Why half-warp coalesced memory reads?

Hi,

I’m currently trying to figure out why the memory fetches are done in half-warps (16 threads) and not in a warp. My theory is this: the instruction unit works at a different clock speed than the SP’s and SFU’s and issues two instructions to these units each (totally taking 4 clock cycles). Now during 4 clock cycles the SP’s have time to perform 4*8 operations, thus yielding a warp of 32 threads. I thus believe that the instruction unit need only tell the 8 SP’s to peform a memory fetch (giving the SP’s 2 clock cycles) which would mean 8 threads/cycle * 2 cycles = 16 threads or a half-warp doing the coalesced memory fetching. Can someone verify this theory or explain to me how this acutally works and give me a proper reference?

Thanks, Ian.

16 smem banks…

(32/2)=(16)=(half-warp)

Hi!

Thanks for your input! Are you saying the reason global memory is coalesced into half-warps, and not say quarter-warps, is simply due to NVIDIA simplyfing the GPU design as smem-reads already are a maximum 16 threads/banks wide?

Ian

What I said does not explain global memory coalescing – obviously…
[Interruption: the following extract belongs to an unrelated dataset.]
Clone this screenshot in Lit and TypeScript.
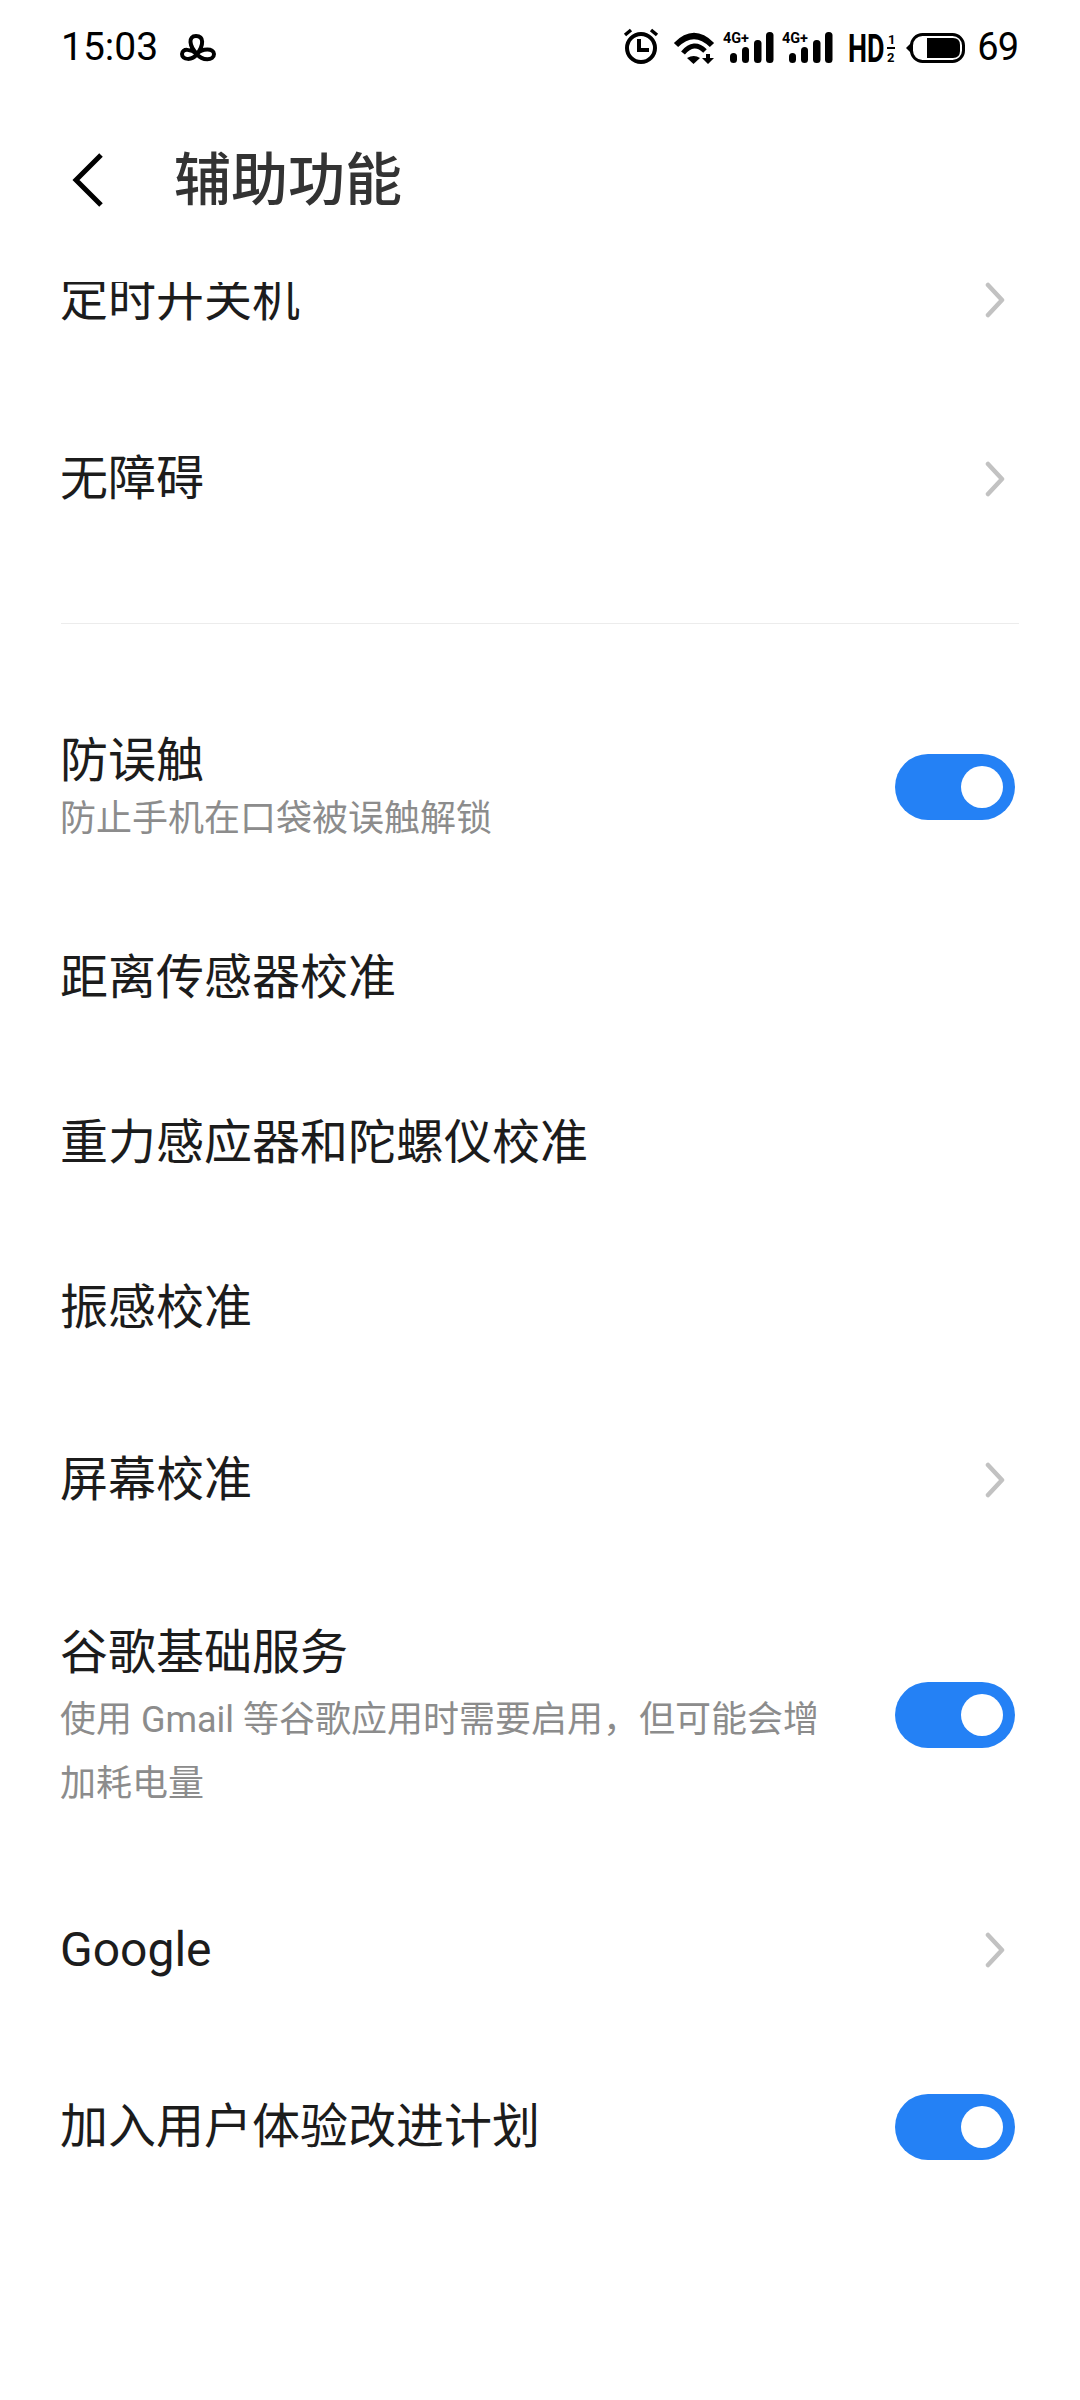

But my hypothesis is that “half-warps” exist because of shared memory… And since half-warps exist – the global memory coalescing also requires a “half-warp” based coalescing rule…
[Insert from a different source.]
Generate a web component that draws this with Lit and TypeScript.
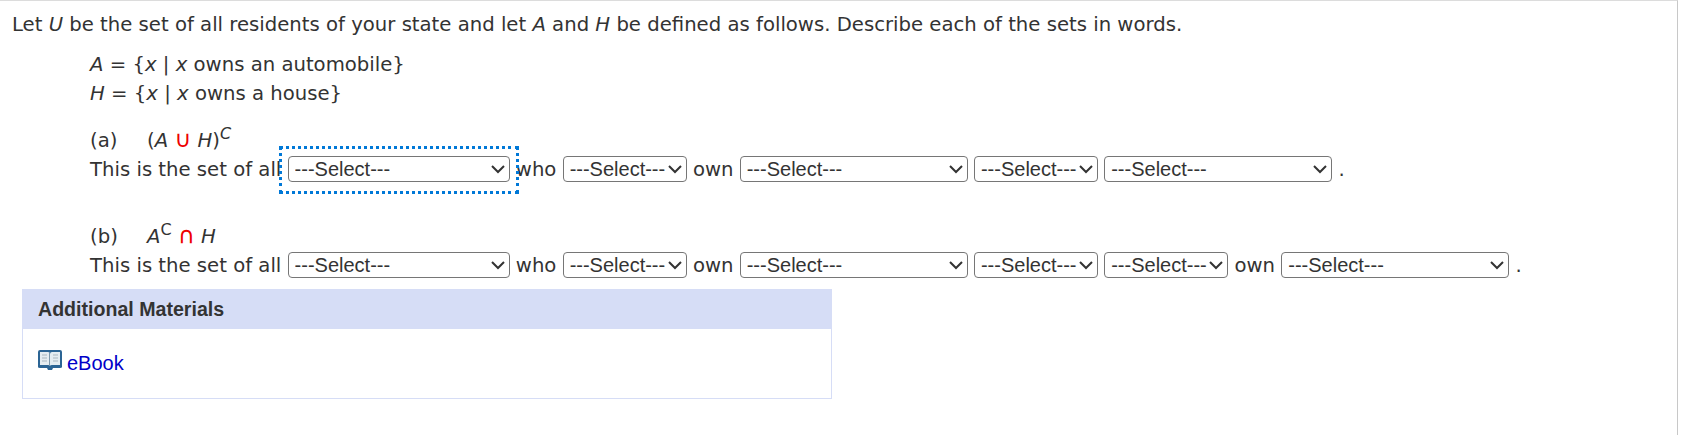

but yeah… everything is a hypothesis… Some1 else might have a better explanation

Yes well I’m pretty sure that the memories are adapted to inner microarchitecture workings. It seems likely that there are 32 threads because of the different speeds of the scheduler and the fact that it issues instructions to both the SP’s and the SFU’s (2 instructions and 2 cc in IS speed) taking totally 4 clock cycles, thus 8 threads/cc * 4 cc = 32. Just as Ian suggested before. I’ve attached an image to make this more clear.

Now the reason for 16 banks in shared memory and the reason why global memory is read by a half-warp becoms more clear. This needs only be done by the SP’s who have 2 cc’s to perform the memory fetch yielding 16 threads (see picture again). This is the theory anyways, i haven’t been able to confirm it either.

but all in all, it seems much more likely that the memories have been adapted to the SP’s etc,. than the other way around.

Regards,

jimmy
why32.png